A run of records
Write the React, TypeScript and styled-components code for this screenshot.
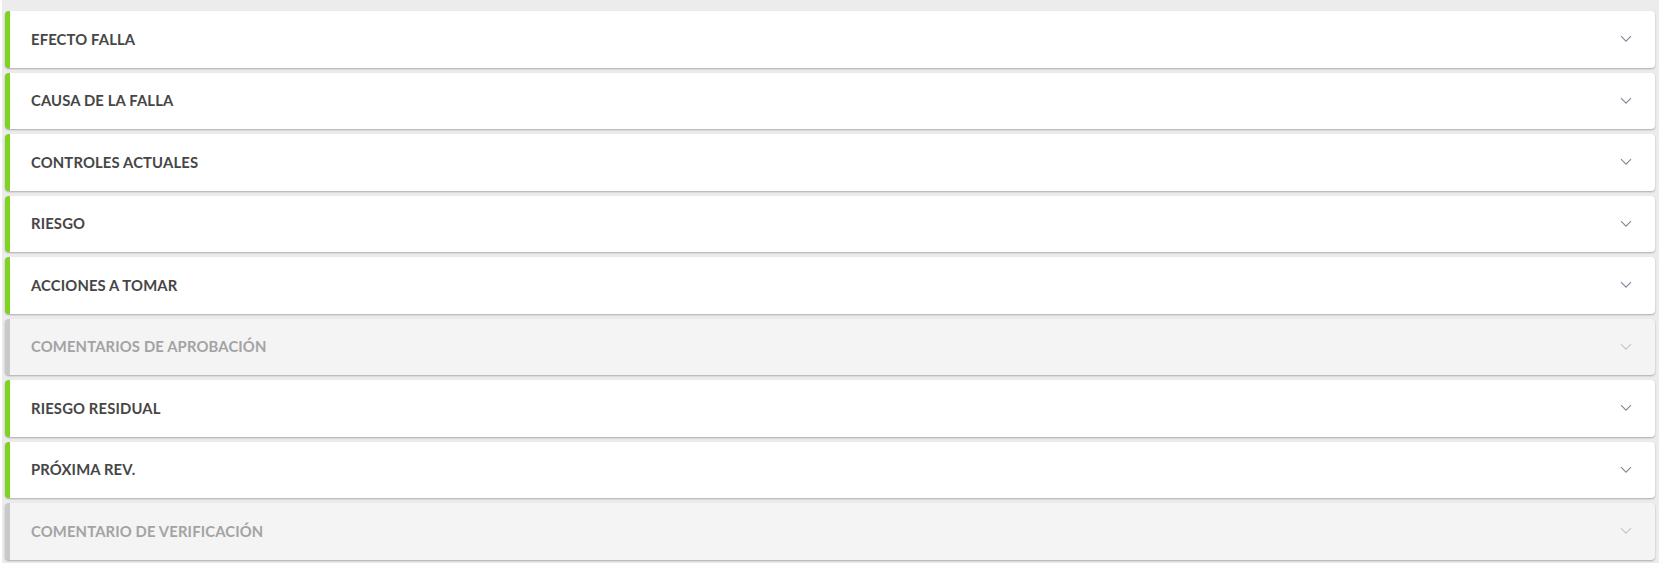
import React from 'react'
import styled, { createGlobalStyle } from 'styled-components';

const GlobalStyle = createGlobalStyle`
  html, body {
    margin: 0;
    padding: 0;
    background: #ffffff;
  }
  body {
    font-family: Lato, "Noto Sans", "Liberation Sans", sans-serif;
  }
`;

interface SectionType {
    title: string;
    disabled?: boolean;
}

const sections: SectionType[] = [
    { title: 'EFECTO FALLA' },
    { title: 'CAUSA DE LA FALLA' },
    { title: 'CONTROLES ACTUALES' },
    { title: 'RIESGO' },
    { title: 'ACCIONES A TOMAR' },
    { title: 'COMENTARIOS DE APROBACIÓN', disabled: true },
    { title: 'RIESGO RESIDUAL' },
    { title: 'PRÓXIMA REV.' },
    { title: 'COMENTARIO DE VERIFICACIÓN', disabled: true },
];

const Chevron: React.FC<{ disabled?: boolean }> = ({ disabled }) => (
    <ChevronIcon width="12" height="8" viewBox="0 0 12 8" $disabled={disabled}>
        <path d="M1 1.2 L6 6.2 L11 1.2" fill="none" strokeWidth="1.1" />
    </ChevronIcon>
);

export const Section: React.FC<SectionType> = ({ title, disabled }) => {

    return (

        <Card $disabled={disabled}>

            <Title $disabled={disabled}>

                {title}

            </Title>

            <Chevron disabled={disabled} />

        </Card>
    );
};

export default function App() {

    return (
        <>
            <GlobalStyle />

            <Panel>

                {sections.map((s) => (
                    <Section key={s.title} title={s.title} disabled={s.disabled} />
                ))}

            </Panel>
        </>
    );
}

export const Panel = styled.div`
  margin-left: 2px;
  width: 1657px;
  box-sizing: border-box;
  padding: 11px 4px 3px 3px;
  background: #ececec;
  display: flex;
  flex-direction: column;
  gap: 5px;
`;

export const Card = styled.div<{ $disabled?: boolean }>`
  display: flex;
  align-items: center;
  justify-content: space-between;
  height: 56.5px;
  box-sizing: border-box;
  padding: 0 23px 0 21px;
  border-radius: 4px;
  border-left: 5px solid ${(p) => (p.$disabled ? '#c9c9c9' : '#7ed321')};
  background: ${(p) => (p.$disabled ? '#f4f4f4' : '#ffffff')};
  box-shadow: 0 1px 2px rgba(0, 0, 0, 0.28);
`;

export const Title = styled.span<{ $disabled?: boolean }>`
  font-size: 14.8px;
  font-weight: 700;
  letter-spacing: 0.15px;
  margin-top: -1px;
  color: ${(p) => (p.$disabled ? '#a3a3a3' : '#464646')};
`;

export const ChevronIcon = styled.svg<{ $disabled?: boolean }>`
  flex-shrink: 0;
  stroke: ${(p) => (p.$disabled ? '#c4c4c4' : '#7f8794')};
`;
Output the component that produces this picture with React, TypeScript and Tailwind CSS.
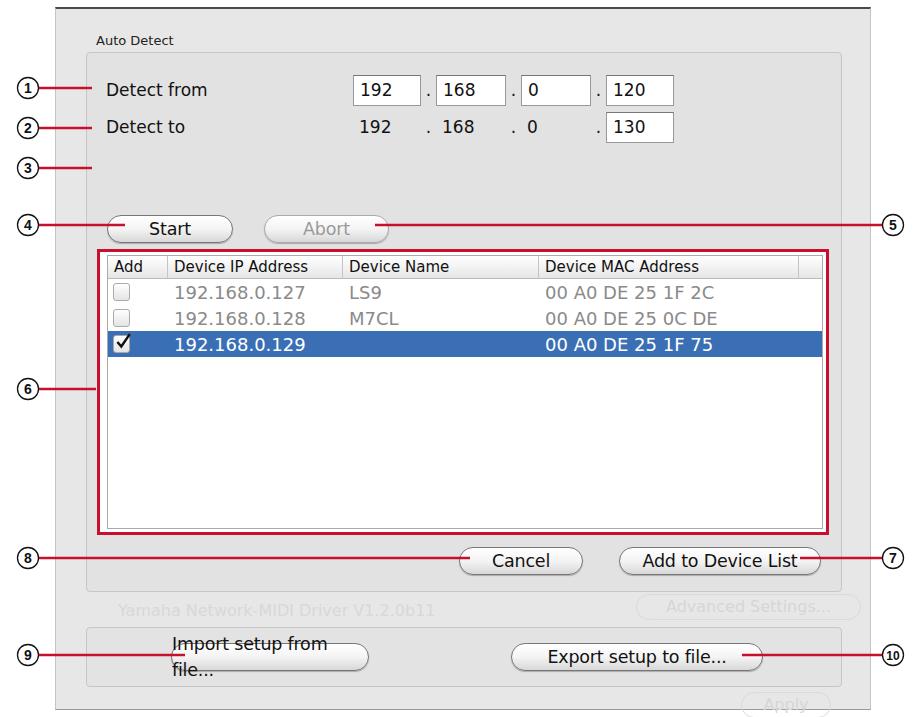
import React from "react";

const Btn = ({ label, w, dim }: { label: string; w: string; dim?: boolean }) => (
  <div
    className={`${w} h-[28px] rounded-full border flex items-center justify-center text-[17.5px] tracking-[-0.2px] bg-gradient-to-b from-white via-[#f4f4f4] to-[#d8d8d8] shadow-[0_1px_1px_rgba(0,0,0,0.25)] ${
      dim ? "border-[#aaa] text-[#9a9a9a]" : "border-[#777] text-[#111]"
    }`}
  >
    {label}
  </div>
);

const Box = ({ v, w = "w-[68px]" }: { v: string; w?: string }) => (
  <div className={`${w} h-[31px] bg-white border border-[#999] border-t-[#777] flex items-center pl-[6px] text-[17px]`}>{v}</div>
);

const rows = [
  { ip: "192.168.0.127", name: "LS9", mac: "00 A0 DE 25 1F 2C", sel: false },
  { ip: "192.168.0.128", name: "M7CL", mac: "00 A0 DE 25 0C DE", sel: false },
  { ip: "192.168.0.129", name: "", mac: "00 A0 DE 25 1F 75", sel: true },
];

const callouts: [number, number, number, number, number][] = [
  [1, 28, 88, 92, 0],
  [2, 28, 128, 92, 0],
  [3, 28, 168, 92, 0],
  [4, 28, 225, 125, 0],
  [5, 893, 225, 375, 1],
  [6, 28, 389, 96, 0],
  [7, 893, 558, 800, 1],
  [8, 28, 558, 470, 0],
  [9, 28, 655, 185, 0],
  [10, 893, 655, 742, 1],
];

export default function App() {
  return (
    <div className="relative w-[921px] h-[717px] bg-white overflow-hidden" style={{ fontFamily: '"DejaVu Sans", "Liberation Sans", sans-serif' }}>
      <div className="ml-[55px] mt-[7px] w-[816px] h-[703px] bg-[#e7e7e7] border-t-2 border-t-[#4a4a4a] border-x border-x-[#c4c4c4] border-b border-b-[#999] pt-[22px] pl-[30px] relative">
        <div className="absolute left-[62px] top-[588px] text-[16px] text-[#d8d8d8] leading-[27px]">
          <div>Yamaha Network-MIDI Driver V1.2.0b11</div>
          <div>Copyright(C) 2010 Yamaha Corporation.</div>
          <div>All Rights Reserved.</div>
        </div>
        <div className="absolute left-[580px] top-[585px] w-[225px] h-[26px] rounded-full border border-[#dadada] text-[#d6d6d6] text-[16px] flex items-center justify-center">Advanced Settings...</div>
        <div className="absolute left-[685px] top-[683px] w-[90px] h-[26px] rounded-full border border-[#dadada] text-[#d6d6d6] text-[16px] flex items-center justify-center">Apply</div>

        <div className="relative text-[13px] text-[#222] pl-[10px] h-[21px]">Auto Detect</div>
        <div className="relative w-[756px] h-[540px] rounded-[4px] border border-[#c6c6c6] bg-[#e2e2e2] pt-[22px] pl-[19px]">
          <div className="flex items-center h-[31px] text-[17px] text-[#111]">
            <div className="w-[247px]">Detect from</div>
            <Box v="192" />
            <span className="w-[15px] text-center">.</span>
            <Box v="168" w="w-[70px]" />
            <span className="w-[15px] text-center">.</span>
            <Box v="0" w="w-[70px]" />
            <span className="w-[15px] text-center">.</span>
            <Box v="120" />
          </div>
          <div className="flex items-center h-[31px] mt-[6px] text-[17px] text-[#111]">
            <div className="w-[247px]">Detect to</div>
            <div className="w-[68px] pl-[6px]">192</div>
            <span className="w-[15px] text-center">.</span>
            <div className="w-[70px] pl-[6px]">168</div>
            <span className="w-[15px] text-center">.</span>
            <div className="w-[70px] pl-[6px]">0</div>
            <span className="w-[15px] text-center">.</span>
            <Box v="130" />
          </div>
          <div className="flex gap-[31px] mt-[72px] ml-[1px]">
            <Btn label="Start" w="w-[126px]" />
            <Btn label="Abort" w="w-[125px]" dim />
          </div>
          <div className="-ml-[9px] mt-[6px] w-[732px] h-[286px] border-[3px] border-[#c8102e] bg-white p-[3px] pl-[7px]">
            <div className="w-full h-full border border-[#aaa] bg-white">
              <div className="flex h-[23px] border-b border-[#bbb] bg-gradient-to-b from-white to-[#e6e6e6] text-[15px] text-[#111] items-center">
                <div className="w-[60px] pl-[6px] border-r border-[#c4c4c4] h-full flex items-center">Add</div>
                <div className="w-[175px] pl-[6px] border-r border-[#c4c4c4] h-full flex items-center">Device IP Address</div>
                <div className="w-[196px] pl-[6px] border-r border-[#c4c4c4] h-full flex items-center">Device Name</div>
                <div className="w-[260px] pl-[6px] border-r border-[#c4c4c4] h-full flex items-center">Device MAC Address</div>
              </div>
              {rows.map((r) => (
                <div key={r.ip} className={`flex items-center h-[26px] text-[18px] ${r.sel ? "bg-[#3a6fb5] text-white" : "text-[#8a8a8a]"}`}>
                  <div className="w-[60px] pl-[5px]">
                    <div className="w-[17px] h-[18px] rounded-[3px] border border-[#aaa] bg-gradient-to-b from-white to-[#e4e4e4] relative">
                      {r.sel && (
                        <svg viewBox="0 0 16 16" className="absolute -top-[3px] left-0 w-[18px] h-[18px]">
                          <path d="M3 8 L6.5 12 L14 1" fill="none" stroke="#111" strokeWidth="2.2" />
                        </svg>
                      )}
                    </div>
                  </div>
                  <div className="w-[175px] pl-[6px]">{r.ip}</div>
                  <div className="w-[196px] pl-[6px]">{r.name}</div>
                  <div className="w-[260px] pl-[6px]">{r.mac}</div>
                </div>
              ))}
            </div>
          </div>
          <div className="flex gap-[36px] mt-[12px] ml-[353px]">
            <Btn label="Cancel" w="w-[124px]" />
            <Btn label="Add to Device List" w="w-[202px]" />
          </div>
        </div>
        <div className="relative mt-[35px] w-[756px] h-[60px] rounded-[4px] border border-[#c6c6c6] bg-[#e3e3e3] flex items-center">
          <div className="ml-[84px]"><Btn label="Import setup from file..." w="w-[198px]" /></div>
          <div className="ml-[142px]"><Btn label="Export setup to file..." w="w-[252px]" /></div>
        </div>
      </div>

      <svg className="absolute inset-0 pointer-events-none" width="921" height="717">
        {callouts.map(([n, cx, cy, x2, right]) => (
          <g key={n}>
            <line x1={right ? cx - 11 : cx + 11} y1={cy} x2={x2} y2={cy} stroke="#c8102e" strokeWidth="2.5" />
            <circle cx={cx} cy={cy} r="10.5" fill="white" stroke="#111" strokeWidth="1.3" />
            <text x={cx} y={cy + 5} textAnchor="middle" fontSize={n === 10 ? 12 : 14} fontWeight="bold" fill="#111" fontFamily="Liberation Sans, sans-serif">{n}</text>
          </g>
        ))}
      </svg>
    </div>
  );
}
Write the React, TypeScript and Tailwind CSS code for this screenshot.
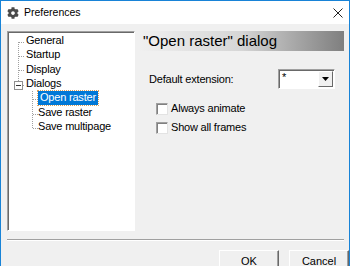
import React from 'react'
import { FaCog } from 'react-icons/fa'

const ui = { fontFamily: '"Liberation Sans", Arial, sans-serif' }

const treeRows = [
  { label: 'General', level: 1 },
  { label: 'Startup', level: 1 },
  { label: 'Display', level: 1 },
  { label: 'Dialogs', level: 1 },
  { label: 'Open raster', level: 2, selected: true },
  { label: 'Save raster', level: 2 },
  { label: 'Save multipage', level: 2 },
]

// dotted connector lines of the tree view
const TreeLines: React.FC = () => {
  const y = (i: number) => 9.5 + 14.4 * i
  const dot = { stroke: '#a0a0a0', strokeWidth: 1, strokeDasharray: '1 1' }
  return (
    <svg className="absolute left-0 top-0" width="126" height="198" shapeRendering="crispEdges">
      <line x1="10.5" y1={y(0)} x2="10.5" y2={y(3) - 4} {...dot} />
      {[0, 1, 2].map((i) => (
        <line key={i} x1="11" y1={Math.round(y(i)) + 0.5} x2="17" y2={Math.round(y(i)) + 0.5} {...dot} />
      ))}
      <rect x="6.5" y={Math.round(y(3)) - 3.5} width="8" height="8" fill="white" stroke="#919191" />
      <line x1="8" y1={Math.round(y(3)) + 0.5} x2="13" y2={Math.round(y(3)) + 0.5} stroke="#333" />
      <line x1="15" y1={Math.round(y(3)) + 0.5} x2="17" y2={Math.round(y(3)) + 0.5} {...dot} />
      <line x1="24.5" y1={y(3) + 6} x2="24.5" y2={Math.round(y(6)) + 1} {...dot} />
      {[4, 5, 6].map((i) => (
        <line key={i} x1="25" y1={Math.round(y(i)) + 0.5} x2="30" y2={Math.round(y(i)) + 0.5} {...dot} />
      ))}
    </svg>
  )
}

const Checkbox: React.FC<{ label: string }> = ({ label }) => (
  <div className="flex items-center h-[19px]">
    <div className="w-[12px] h-[12px] bg-white border border-[#a0a0a0] border-r-[#e3e3e3] border-b-[#e3e3e3] shadow-[inset_1px_1px_0_#808080]" />
    <span className="ml-[3px] text-[11px] tracking-[-0.2px] text-black">{label}</span>
  </div>
)

const Button: React.FC<{ label: string }> = ({ label }) => (
  <div className="w-[60px] h-[23px] bg-[#f0f0f0] border border-white border-r-[#696969] border-b-[#696969] shadow-[inset_-1px_-1px_0_#a0a0a0] flex items-center justify-center text-[11px] text-black">
    {label}
  </div>
)

export default function App() {
  return (
    <div
      className="w-[350px] h-[266px] overflow-hidden bg-[#f0f0f0] border border-b-0 border-[#1883d7] flex flex-col"
      style={ui}
    >
      {/* Title bar */}
      <div className="h-[23px] bg-white flex items-center shrink-0">
        <FaCog className="ml-[6px] text-[#4a4a4a]" size={12} />
        <span className="ml-[5px] text-[10.5px] text-black">Preferences</span>
        <svg className="ml-auto mr-[6px]" width="10" height="10" viewBox="0 0 10 10">
          <path d="M0.5 0.5 L9.5 9.5 M9.5 0.5 L0.5 9.5" stroke="#222" strokeWidth="1" />
        </svg>
      </div>

      <div className="flex flex-col pl-[6px] pr-[5px] pt-[7px]">
        <div className="flex gap-[4px]">
          {/* Tree view */}
          <div className="relative w-[128px] h-[200px] bg-white border border-[#a0a0a0] border-r-white border-b-white shadow-[inset_1px_1px_0_#696969] pt-[1px]">
            <TreeLines />
            {treeRows.map((r) => (
              <div
                key={r.label}
                className={`h-[14.4px] flex items-center text-[11px] tracking-[-0.2px] ${r.level === 1 ? 'pl-[18px]' : 'pl-[30px]'}`}
              >
                <span
                  className={
                    r.selected
                      ? 'px-[2px] h-[14px] leading-[13px] bg-[#0078d7] text-white outline outline-1 outline-dotted outline-[#d9a05b]'
                      : 'text-black'
                  }
                >
                  {r.label}
                </span>
              </div>
            ))}
          </div>

          {/* Right page */}
          <div className="flex-1 flex flex-col">
            <div className="h-[20px] bg-gradient-to-r from-[#f0f0f0] via-[#d6d6d6] to-[#7f7f7f] flex items-center pl-[4px] text-[15px] text-black">
              "Open raster" dialog
            </div>
            <div className="flex items-center mt-[18px] pl-[10px]">
              <span className="text-[11px] tracking-[-0.2px] text-black">Default extension:</span>
              <div className="ml-auto mr-[9px] w-[57px] h-[20px] bg-white border border-[#a0a0a0] border-r-white border-b-white shadow-[inset_1px_1px_0_#696969] flex">
                <span className="flex-1 pl-[3px] text-[11px] leading-[14px] text-black">*</span>
                <div className="w-[15px] h-[16px] mt-[1px] mr-[1px] bg-[#f0f0f0] border border-white border-r-[#696969] border-b-[#696969] flex items-center justify-center">
                  <svg width="7" height="4" viewBox="0 0 7 4">
                    <path d="M0 0 H7 L3.5 4 Z" fill="#000" />
                  </svg>
                </div>
              </div>
            </div>
            <div className="flex flex-col mt-[10px] pl-[17px]">
              <Checkbox label="Always animate" />
              <Checkbox label="Show all frames" />
            </div>
          </div>
        </div>

        {/* Separator */}
        <div className="mt-[8px] h-[2px] border-t border-[#a0a0a0] border-b border-b-white" />

        {/* Buttons */}
        <div className="flex justify-end gap-[10px] mt-[9px] -mr-[5px]">
          <Button label="OK" />
          <Button label="Cancel" />
        </div>
      </div>
    </div>
  )
}
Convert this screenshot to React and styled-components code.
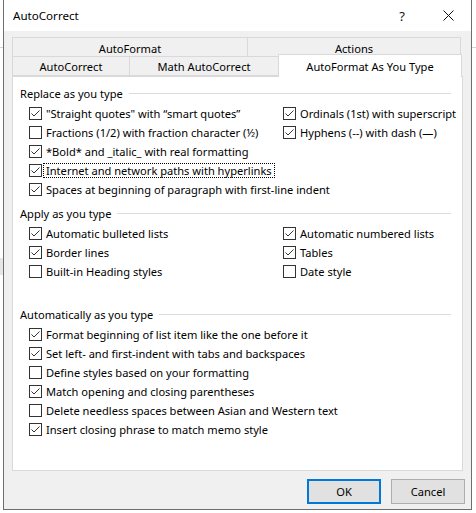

_Exercise_
State the number of lines in these entries that include the string "Write". Provide nothing beyond that number.

_Response to this exercise_
2